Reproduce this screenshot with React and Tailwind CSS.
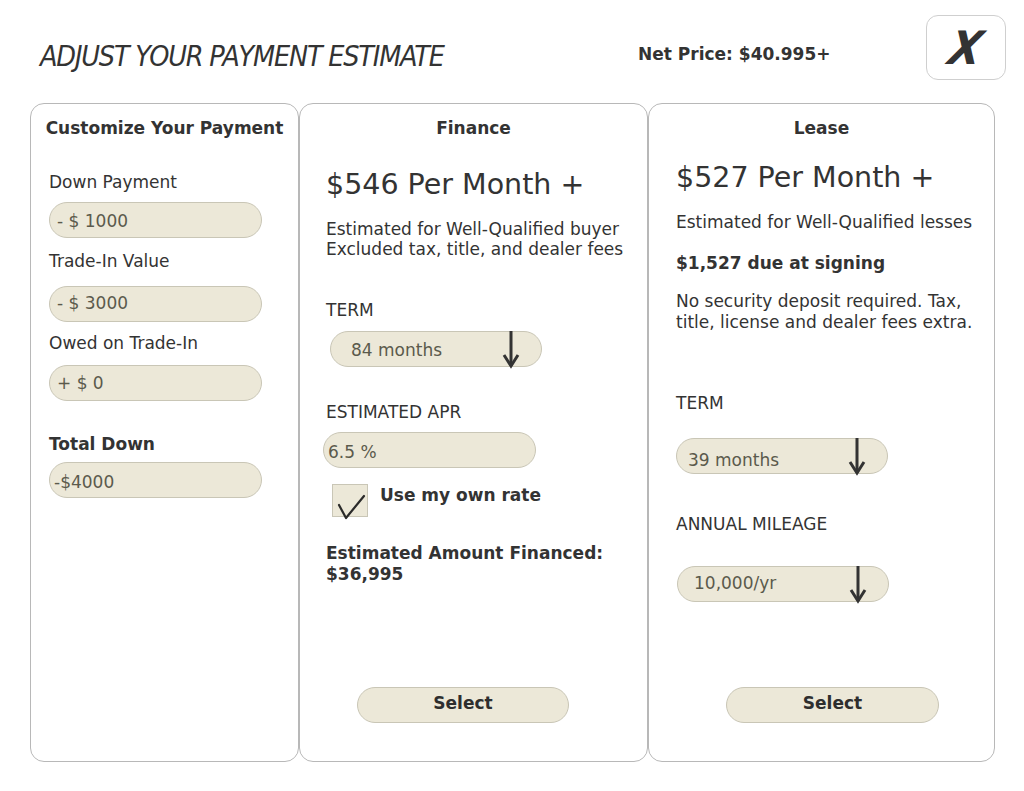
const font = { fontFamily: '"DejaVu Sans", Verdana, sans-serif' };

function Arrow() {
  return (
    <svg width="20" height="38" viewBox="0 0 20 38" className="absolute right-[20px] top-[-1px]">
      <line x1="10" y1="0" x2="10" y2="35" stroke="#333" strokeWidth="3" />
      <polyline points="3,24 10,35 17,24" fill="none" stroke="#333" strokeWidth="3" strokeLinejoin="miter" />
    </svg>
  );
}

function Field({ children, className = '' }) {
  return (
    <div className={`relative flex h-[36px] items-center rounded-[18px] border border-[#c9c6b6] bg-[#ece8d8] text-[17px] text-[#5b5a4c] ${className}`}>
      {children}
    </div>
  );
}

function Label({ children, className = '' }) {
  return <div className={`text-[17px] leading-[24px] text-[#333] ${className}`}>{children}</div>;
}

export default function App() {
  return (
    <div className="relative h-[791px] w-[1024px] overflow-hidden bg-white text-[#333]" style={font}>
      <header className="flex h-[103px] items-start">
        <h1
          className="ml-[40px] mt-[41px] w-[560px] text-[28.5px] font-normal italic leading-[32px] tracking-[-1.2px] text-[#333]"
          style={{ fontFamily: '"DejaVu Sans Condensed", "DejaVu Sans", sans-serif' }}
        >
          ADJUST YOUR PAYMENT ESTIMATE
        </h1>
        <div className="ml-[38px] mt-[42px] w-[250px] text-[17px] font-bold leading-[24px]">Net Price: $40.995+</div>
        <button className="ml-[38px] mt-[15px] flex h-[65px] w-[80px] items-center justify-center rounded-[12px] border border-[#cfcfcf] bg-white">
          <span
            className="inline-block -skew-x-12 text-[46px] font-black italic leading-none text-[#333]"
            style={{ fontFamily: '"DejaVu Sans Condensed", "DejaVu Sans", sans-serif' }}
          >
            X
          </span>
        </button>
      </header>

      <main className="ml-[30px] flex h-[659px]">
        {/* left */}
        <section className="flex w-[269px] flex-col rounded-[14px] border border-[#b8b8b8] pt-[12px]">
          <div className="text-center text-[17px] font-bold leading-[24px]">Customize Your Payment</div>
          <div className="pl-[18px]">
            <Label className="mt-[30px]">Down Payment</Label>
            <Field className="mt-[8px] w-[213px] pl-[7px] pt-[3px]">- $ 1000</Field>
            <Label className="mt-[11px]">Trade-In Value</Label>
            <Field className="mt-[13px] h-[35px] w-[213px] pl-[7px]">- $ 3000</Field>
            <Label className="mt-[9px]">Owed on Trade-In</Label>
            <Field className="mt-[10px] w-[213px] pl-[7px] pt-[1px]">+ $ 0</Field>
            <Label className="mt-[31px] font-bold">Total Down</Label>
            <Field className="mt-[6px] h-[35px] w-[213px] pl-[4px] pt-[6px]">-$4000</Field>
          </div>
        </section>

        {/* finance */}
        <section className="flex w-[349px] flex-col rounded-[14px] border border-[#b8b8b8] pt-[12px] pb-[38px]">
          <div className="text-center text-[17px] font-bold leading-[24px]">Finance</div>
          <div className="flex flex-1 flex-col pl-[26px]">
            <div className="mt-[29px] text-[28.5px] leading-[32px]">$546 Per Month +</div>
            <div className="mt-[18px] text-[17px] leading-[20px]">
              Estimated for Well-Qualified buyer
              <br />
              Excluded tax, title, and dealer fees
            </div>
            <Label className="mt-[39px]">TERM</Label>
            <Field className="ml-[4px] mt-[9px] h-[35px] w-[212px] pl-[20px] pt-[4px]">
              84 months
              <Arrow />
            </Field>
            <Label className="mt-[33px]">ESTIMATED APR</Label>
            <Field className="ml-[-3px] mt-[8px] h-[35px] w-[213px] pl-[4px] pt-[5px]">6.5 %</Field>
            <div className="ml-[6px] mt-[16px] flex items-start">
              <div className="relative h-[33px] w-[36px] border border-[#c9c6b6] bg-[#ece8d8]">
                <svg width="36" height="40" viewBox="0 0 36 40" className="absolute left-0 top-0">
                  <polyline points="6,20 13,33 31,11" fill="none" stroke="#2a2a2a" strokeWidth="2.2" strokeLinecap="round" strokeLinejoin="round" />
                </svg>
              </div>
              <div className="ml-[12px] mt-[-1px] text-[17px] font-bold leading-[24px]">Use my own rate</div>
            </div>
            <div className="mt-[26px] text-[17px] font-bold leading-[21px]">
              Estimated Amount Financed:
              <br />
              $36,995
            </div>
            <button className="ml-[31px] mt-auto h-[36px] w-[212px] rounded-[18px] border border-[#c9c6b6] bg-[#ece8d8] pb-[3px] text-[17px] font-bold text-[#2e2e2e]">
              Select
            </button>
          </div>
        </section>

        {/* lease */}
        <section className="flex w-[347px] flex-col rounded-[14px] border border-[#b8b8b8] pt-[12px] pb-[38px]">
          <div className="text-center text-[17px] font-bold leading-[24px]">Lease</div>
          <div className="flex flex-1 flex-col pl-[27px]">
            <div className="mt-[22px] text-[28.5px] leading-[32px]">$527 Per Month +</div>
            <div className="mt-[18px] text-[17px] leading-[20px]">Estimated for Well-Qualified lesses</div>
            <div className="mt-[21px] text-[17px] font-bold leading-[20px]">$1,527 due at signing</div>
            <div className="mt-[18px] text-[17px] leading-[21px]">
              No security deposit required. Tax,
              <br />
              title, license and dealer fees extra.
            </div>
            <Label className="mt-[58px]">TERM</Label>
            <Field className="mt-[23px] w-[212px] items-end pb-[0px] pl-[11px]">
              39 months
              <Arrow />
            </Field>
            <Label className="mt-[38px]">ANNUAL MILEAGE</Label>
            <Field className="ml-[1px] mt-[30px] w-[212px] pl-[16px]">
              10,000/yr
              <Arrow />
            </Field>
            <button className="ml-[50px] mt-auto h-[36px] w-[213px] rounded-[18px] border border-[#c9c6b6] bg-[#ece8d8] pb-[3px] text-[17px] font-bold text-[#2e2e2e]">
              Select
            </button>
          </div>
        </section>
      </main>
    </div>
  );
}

....

> [Problem statement]
Copy every line of the data word for word, omitting the images.

> [Answer to this problem]
Reproduce this screenshot with React and Tailwind CSS.
const font = { fontFamily: '"DejaVu Sans", Verdana, sans-serif' };

function Arrow() {
  return (
    <svg width="20" height="38" viewBox="0 0 20 38" className="absolute right-[20px] top-[-1px]">
      <line x1="10" y1="0" x2="10" y2="35" stroke="#333" strokeWidth="3" />
      <polyline points="3,24 10,35 17,24" fill="none" stroke="#333" strokeWidth="3" strokeLinejoin="miter" />
    </svg>
  );
}

function Field({ children, className = '' }) {
  return (
    <div className={`relative flex h-[36px] items-center rounded-[18px] border border-[#c9c6b6] bg-[#ece8d8] text-[17px] text-[#5b5a4c] ${className}`}>
      {children}
    </div>
  );
}

function Label({ children, className = '' }) {
  return <div className={`text-[17px] leading-[24px] text-[#333] ${className}`}>{children}</div>;
}

export default function App() {
  return (
    <div className="relative h-[791px] w-[1024px] overflow-hidden bg-white text-[#333]" style={font}>
      <header className="flex h-[103px] items-start">
        <h1
          className="ml-[40px] mt-[41px] w-[560px] text-[28.5px] font-normal italic leading-[32px] tracking-[-1.2px] text-[#333]"
          style={{ fontFamily: '"DejaVu Sans Condensed", "DejaVu Sans", sans-serif' }}
        >
          ADJUST YOUR PAYMENT ESTIMATE
        </h1>
        <div className="ml-[38px] mt-[42px] w-[250px] text-[17px] font-bold leading-[24px]">Net Price: $40.995+</div>
        <button className="ml-[38px] mt-[15px] flex h-[65px] w-[80px] items-center justify-center rounded-[12px] border border-[#cfcfcf] bg-white">
          <span
            className="inline-block -skew-x-12 text-[46px] font-black italic leading-none text-[#333]"
            style={{ fontFamily: '"DejaVu Sans Condensed", "DejaVu Sans", sans-serif' }}
          >
            X
          </span>
        </button>
      </header>

      <main className="ml-[30px] flex h-[659px]">
        {/* left */}
        <section className="flex w-[269px] flex-col rounded-[14px] border border-[#b8b8b8] pt-[12px]">
          <div className="text-center text-[17px] font-bold leading-[24px]">Customize Your Payment</div>
          <div className="pl-[18px]">
            <Label className="mt-[30px]">Down Payment</Label>
            <Field className="mt-[8px] w-[213px] pl-[7px] pt-[3px]">- $ 1000</Field>
            <Label className="mt-[11px]">Trade-In Value</Label>
            <Field className="mt-[13px] h-[35px] w-[213px] pl-[7px]">- $ 3000</Field>
            <Label className="mt-[9px]">Owed on Trade-In</Label>
            <Field className="mt-[10px] w-[213px] pl-[7px] pt-[1px]">+ $ 0</Field>
            <Label className="mt-[31px] font-bold">Total Down</Label>
            <Field className="mt-[6px] h-[35px] w-[213px] pl-[4px] pt-[6px]">-$4000</Field>
          </div>
        </section>

        {/* finance */}
        <section className="flex w-[349px] flex-col rounded-[14px] border border-[#b8b8b8] pt-[12px] pb-[38px]">
          <div className="text-center text-[17px] font-bold leading-[24px]">Finance</div>
          <div className="flex flex-1 flex-col pl-[26px]">
            <div className="mt-[29px] text-[28.5px] leading-[32px]">$546 Per Month +</div>
            <div className="mt-[18px] text-[17px] leading-[20px]">
              Estimated for Well-Qualified buyer
              <br />
              Excluded tax, title, and dealer fees
            </div>
            <Label className="mt-[39px]">TERM</Label>
            <Field className="ml-[4px] mt-[9px] h-[35px] w-[212px] pl-[20px] pt-[4px]">
              84 months
              <Arrow />
            </Field>
            <Label className="mt-[33px]">ESTIMATED APR</Label>
            <Field className="ml-[-3px] mt-[8px] h-[35px] w-[213px] pl-[4px] pt-[5px]">6.5 %</Field>
            <div className="ml-[6px] mt-[16px] flex items-start">
              <div className="relative h-[33px] w-[36px] border border-[#c9c6b6] bg-[#ece8d8]">
                <svg width="36" height="40" viewBox="0 0 36 40" className="absolute left-0 top-0">
                  <polyline points="6,20 13,33 31,11" fill="none" stroke="#2a2a2a" strokeWidth="2.2" strokeLinecap="round" strokeLinejoin="round" />
                </svg>
              </div>
              <div className="ml-[12px] mt-[-1px] text-[17px] font-bold leading-[24px]">Use my own rate</div>
            </div>
            <div className="mt-[26px] text-[17px] font-bold leading-[21px]">
              Estimated Amount Financed:
              <br />
              $36,995
            </div>
            <button className="ml-[31px] mt-auto h-[36px] w-[212px] rounded-[18px] border border-[#c9c6b6] bg-[#ece8d8] pb-[3px] text-[17px] font-bold text-[#2e2e2e]">
              Select
            </button>
          </div>
        </section>

        {/* lease */}
        <section className="flex w-[347px] flex-col rounded-[14px] border border-[#b8b8b8] pt-[12px] pb-[38px]">
          <div className="text-center text-[17px] font-bold leading-[24px]">Lease</div>
          <div className="flex flex-1 flex-col pl-[27px]">
            <div className="mt-[22px] text-[28.5px] leading-[32px]">$527 Per Month +</div>
            <div className="mt-[18px] text-[17px] leading-[20px]">Estimated for Well-Qualified lesses</div>
            <div className="mt-[21px] text-[17px] font-bold leading-[20px]">$1,527 due at signing</div>
            <div className="mt-[18px] text-[17px] leading-[21px]">
              No security deposit required. Tax,
              <br />
              title, license and dealer fees extra.
            </div>
            <Label className="mt-[58px]">TERM</Label>
            <Field className="mt-[23px] w-[212px] items-end pb-[0px] pl-[11px]">
              39 months
              <Arrow />
            </Field>
            <Label className="mt-[38px]">ANNUAL MILEAGE</Label>
            <Field className="ml-[1px] mt-[30px] w-[212px] pl-[16px]">
              10,000/yr
              <Arrow />
            </Field>
            <button className="ml-[50px] mt-auto h-[36px] w-[213px] rounded-[18px] border border-[#c9c6b6] bg-[#ece8d8] pb-[3px] text-[17px] font-bold text-[#2e2e2e]">
              Select
            </button>
          </div>
        </section>
      </main>
    </div>
  );
}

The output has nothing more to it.